*Work required:*
Give the listing again character for character, but drop the images.

(Recorded data)
- - - - - - -

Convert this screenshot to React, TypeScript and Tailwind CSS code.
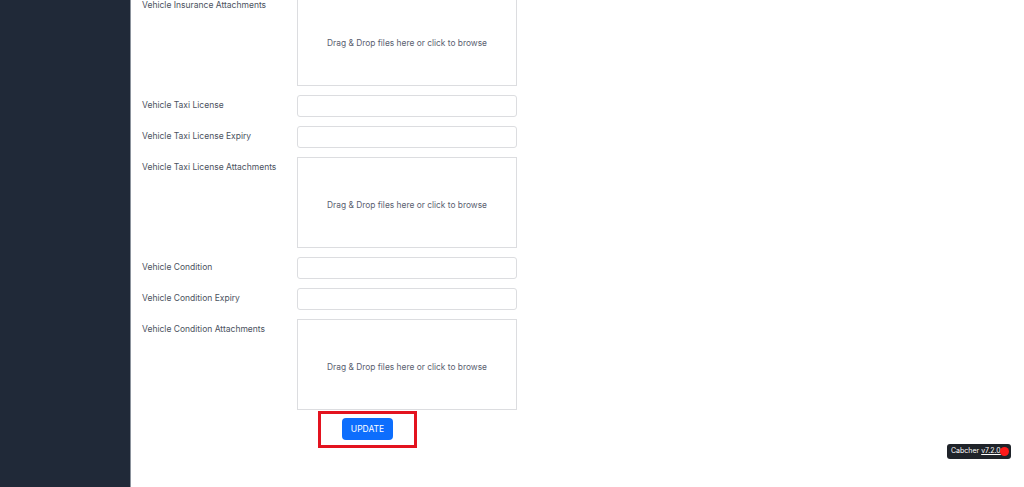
export default function App() {
  const rows = [
    { label: "Vehicle Insurance Attachments", type: "drop" },
    { label: "Vehicle Taxi License", type: "input" },
    { label: "Vehicle Taxi License Expiry", type: "input" },
    { label: "Vehicle Taxi License Attachments", type: "drop" },
    { label: "Vehicle Condition", type: "input" },
    { label: "Vehicle Condition Expiry", type: "input" },
    { label: "Vehicle Condition Attachments", type: "drop" },
  ];

  return (
    <div
      className="relative flex h-[487px] w-[1024px] overflow-hidden bg-white"
      style={{ fontFamily: "Inter, 'Liberation Sans', sans-serif" }}
    >
      {/* Sidebar */}
      <aside className="h-full w-[131px] shrink-0 border-r border-[#8b929c] bg-[#202938]" />

      {/* Form */}
      <main className="flex-1 pl-[11px]">
        <div className="-mt-[5px] flex flex-col gap-[9px]">
          {rows.map((row) => (
            <div key={row.label} className="flex">
              <label className="w-[155px] shrink-0 pt-[4px] text-[8.5px] leading-[12px] text-[#4b5260]">
                {row.label}
              </label>
              {row.type === "drop" ? (
                <div className="flex h-[91px] w-[220px] items-center justify-center border border-[#dcdde0] bg-white pt-[5px] text-[8.4px] text-[#5a6070]">
                  Drag &amp; Drop files here or click to browse
                </div>
              ) : (
                <input className="h-[22px] w-[220px] rounded-[3px] border border-[#dcdde0] bg-white" />
              )}
            </div>
          ))}
        </div>

        <div className="ml-[176px] mt-[1px] flex h-[37px] w-[99px] items-center justify-center border-[3px] border-[#e3131f] pb-[1px]">
          <button className="h-[22px] w-[51px] rounded-[4px] bg-[#0d6efd] text-[8.5px] text-white">
            UPDATE
          </button>
        </div>
      </main>

      {/* Version badge */}
      <div className="absolute left-[947px] top-[444px] flex h-[15px] items-center gap-[2px] rounded-[3px] bg-[#1f2329] pl-[4px] pr-[2px] text-[7px] text-white">
        <span>Cabcher</span>
        <span className="underline">v7.2.0</span>
        <span className="-ml-[3px] h-[9px] w-[9px] rounded-full bg-[#ff1a1a]" />
      </div>
    </div>
  );
}
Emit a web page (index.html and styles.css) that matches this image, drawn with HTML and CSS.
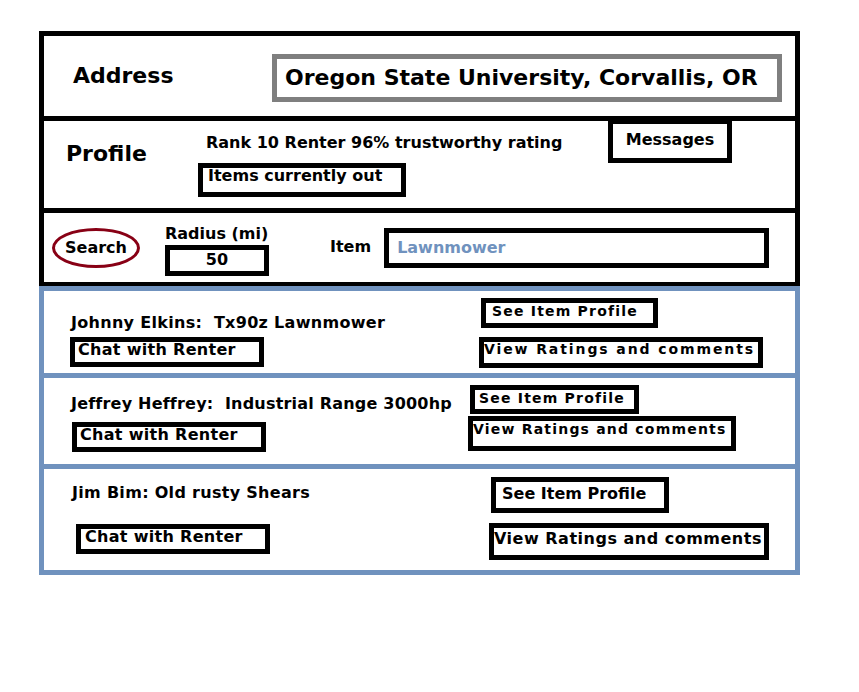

- - - - - - -

*Result for this task:*
Convert this screenshot to React, TypeScript and Tailwind CSS code.
export default function App() {
  const rows = [
    { label: "Vehicle Insurance Attachments", type: "drop" },
    { label: "Vehicle Taxi License", type: "input" },
    { label: "Vehicle Taxi License Expiry", type: "input" },
    { label: "Vehicle Taxi License Attachments", type: "drop" },
    { label: "Vehicle Condition", type: "input" },
    { label: "Vehicle Condition Expiry", type: "input" },
    { label: "Vehicle Condition Attachments", type: "drop" },
  ];

  return (
    <div
      className="relative flex h-[487px] w-[1024px] overflow-hidden bg-white"
      style={{ fontFamily: "Inter, 'Liberation Sans', sans-serif" }}
    >
      {/* Sidebar */}
      <aside className="h-full w-[131px] shrink-0 border-r border-[#8b929c] bg-[#202938]" />

      {/* Form */}
      <main className="flex-1 pl-[11px]">
        <div className="-mt-[5px] flex flex-col gap-[9px]">
          {rows.map((row) => (
            <div key={row.label} className="flex">
              <label className="w-[155px] shrink-0 pt-[4px] text-[8.5px] leading-[12px] text-[#4b5260]">
                {row.label}
              </label>
              {row.type === "drop" ? (
                <div className="flex h-[91px] w-[220px] items-center justify-center border border-[#dcdde0] bg-white pt-[5px] text-[8.4px] text-[#5a6070]">
                  Drag &amp; Drop files here or click to browse
                </div>
              ) : (
                <input className="h-[22px] w-[220px] rounded-[3px] border border-[#dcdde0] bg-white" />
              )}
            </div>
          ))}
        </div>

        <div className="ml-[176px] mt-[1px] flex h-[37px] w-[99px] items-center justify-center border-[3px] border-[#e3131f] pb-[1px]">
          <button className="h-[22px] w-[51px] rounded-[4px] bg-[#0d6efd] text-[8.5px] text-white">
            UPDATE
          </button>
        </div>
      </main>

      {/* Version badge */}
      <div className="absolute left-[947px] top-[444px] flex h-[15px] items-center gap-[2px] rounded-[3px] bg-[#1f2329] pl-[4px] pr-[2px] text-[7px] text-white">
        <span>Cabcher</span>
        <span className="underline">v7.2.0</span>
        <span className="-ml-[3px] h-[9px] w-[9px] rounded-full bg-[#ff1a1a]" />
      </div>
    </div>
  );
}
Emit a web page (index.html and styles.css) that matches this image, drawn with HTML and CSS.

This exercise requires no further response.